Director: Andrzej Wajda 1958
Set in a Polish town on the day (and night) that World War ll ended in Europe, Wajda's film follows a young Resistance fighter ordered to assassinate a Communist minister (the Polish Resistance had fought the Germans, then turned its attention to the approaching Russian occupation). Brilliantly photographed in black-and-white, this is a fascinating film; it's also remarkable that Wajda was able to get it made and distributed, for the movie focuses on the Resistance fighter and not the Communist bureaucrat. Definitely not what the censors were expecting. The Resistance fighter is played by the magnetic Zbigniew Cybulski, whose James Deanish performance may seem at first anachronistic given the film's 1945 setting. But Cybulski's approach works; it's as if Wajda wanted to attract a young audience and encourage it to think thoughts of a revolution--a revolution which eventually emerged and triumphed.

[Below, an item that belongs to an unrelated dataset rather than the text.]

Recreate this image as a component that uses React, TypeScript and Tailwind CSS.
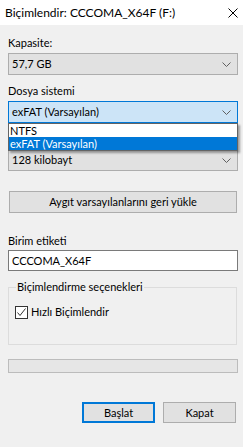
import React from "react";

const Chevron = () => (
  <svg width="9" height="5" viewBox="0 0 9 5" className="shrink-0">
    <path d="M0.5 0.5 L4.5 4.5 L8.5 0.5" fill="none" stroke="#606060" strokeWidth="1" />
  </svg>
);

const Combo = ({ text, active }: { text: string; active?: boolean }) => (
  <div
    className={
      active
        ? "h-[22px] flex items-center justify-between border border-[#0078d7] bg-[#cce4f7] pl-[3px] pr-[6px]"
        : "h-[22px] flex items-center justify-between border border-[#adadad] bg-[#e1e1e1] pl-[3px] pr-[6px]"
    }
  >
    <span className="leading-[14px]">{text}</span>
    <Chevron />
  </div>
);

export default function App() {
  return (
    <div className="w-[243px] h-[447px] bg-[#f0f0f0] text-[11px] text-black overflow-hidden font-[Lato,sans-serif]">
      <div className="h-[25px] bg-white flex items-center justify-between pl-[5px] pr-[5px] text-[12px]">
        <span className="leading-[16px]">Biçimlendir: CCCOMA_X64F (F:)</span>
        <svg width="10" height="10" viewBox="0 0 10 10">
          <path d="M0.5 0.5 L9.5 9.5 M9.5 0.5 L0.5 9.5" stroke="#000" strokeWidth="1" />
        </svg>
      </div>
      <div className="flex flex-col pl-[8px] pr-[5px]">
        <div className="mt-[10px] leading-[16px] h-[16px]">Kapasite:</div>
        <div className="mt-[2px]">
          <Combo text="57,7 GB" />
        </div>
        <div className="mt-[8px] leading-[16px] h-[16px]">Dosya sistemi</div>
        <div className="mt-[2px] relative">
          <Combo text="exFAT (Varsayılan)" active />
          <div className="absolute left-0 right-0 top-[22px] z-10 bg-white border border-[#646464] shadow-[2px_2px_2px_rgba(0,0,0,0.35)]">
            <div className="h-[13px] leading-[13px] pl-[1px]">NTFS</div>
            <div className="h-[13px] leading-[13px] pl-[1px] bg-[#0078d7] text-white">exFAT (Varsayılan)</div>
          </div>
        </div>
        <div className="mt-[8px] h-[16px]" />
        <div className="mt-[2px]">
          <Combo text="128 kilobayt" />
        </div>
        <div className="mt-[20px] ml-[1px] mr-[1px] h-[22px] border border-[#adadad] bg-[#e1e1e1] flex items-center justify-center">
          <span className="leading-[14px]">Aygıt varsayılanlarını geri yükle</span>
        </div>
        <div className="mt-[20px] leading-[16px] h-[16px]">Birim etiketi</div>
        <div className="mt-[1px] h-[21px] border border-[#7a7a7a] bg-white flex items-center pl-[3px]">
          <span className="leading-[14px]">CCCOMA_X64F</span>
        </div>
        <div className="mt-[16px] mr-[1px] h-[58px] border border-[#dcdcdc] relative">
          <span className="absolute left-[7px] top-[-8px] bg-[#f0f0f0] px-[1px] leading-[14px]">
            Biçimlendirme seçenekleri
          </span>
          <div className="mt-[17px] ml-[6px] flex items-center gap-[3px]">
            <div className="w-[13px] h-[13px] border border-[#333333] bg-white flex items-center justify-center">
              <svg width="11" height="11" viewBox="0 0 11 11">
                <path d="M1.5 5.5 L4 8.5 L9.5 1.5" fill="none" stroke="#333" strokeWidth="1" />
              </svg>
            </div>
            <span className="leading-[14px]">Hızlı Biçimlendir</span>
          </div>
        </div>
        <div className="mt-[14px] h-[14px] border border-[#bcbcbc] bg-[#e6e6e6]" />
        <div className="mt-[29px] flex justify-end gap-[8px] pr-[2px]">
          <div className="w-[73px] h-[21px] border-2 border-[#0078d7] bg-[#e1e1e1] flex items-center justify-center">
            <span className="leading-[14px]">Başlat</span>
          </div>
          <div className="w-[73px] h-[21px] border border-[#adadad] bg-[#e1e1e1] flex items-center justify-center">
            <span className="leading-[14px]">Kapat</span>
          </div>
        </div>
      </div>
    </div>
  );
}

Thursday, December 01, 2005

Day 28: "Northwest Passage"


Director: King Vidor 1940
A rugged, exhausting movie that follows the exploits of Rogers' Rangers in 1759 as they fight the French (and the Native Americans allied with the French). Spencer Tracy is Major Rogers, and there are great scenes of his men pulling their longboats up a mountain to avoid detection, then having to create a human chain to get across a roiling river. Tracy even kills a barking dog (off camera) as they creep into an Indian village. Along the way, they have to abandon injured men--and other Rangers go crazy under the physical ordeal. Based on Kenneth Roberts' epic novel, the Northwest Passage has nothing to do with this movie; a sequel was planned in which the Rangers seek the Passage, but the film was never produced. One of the earliest movies shot in Technicolor. With Robert Young, Walter Brennan and a fine cast of character actors from the MGM repertory company.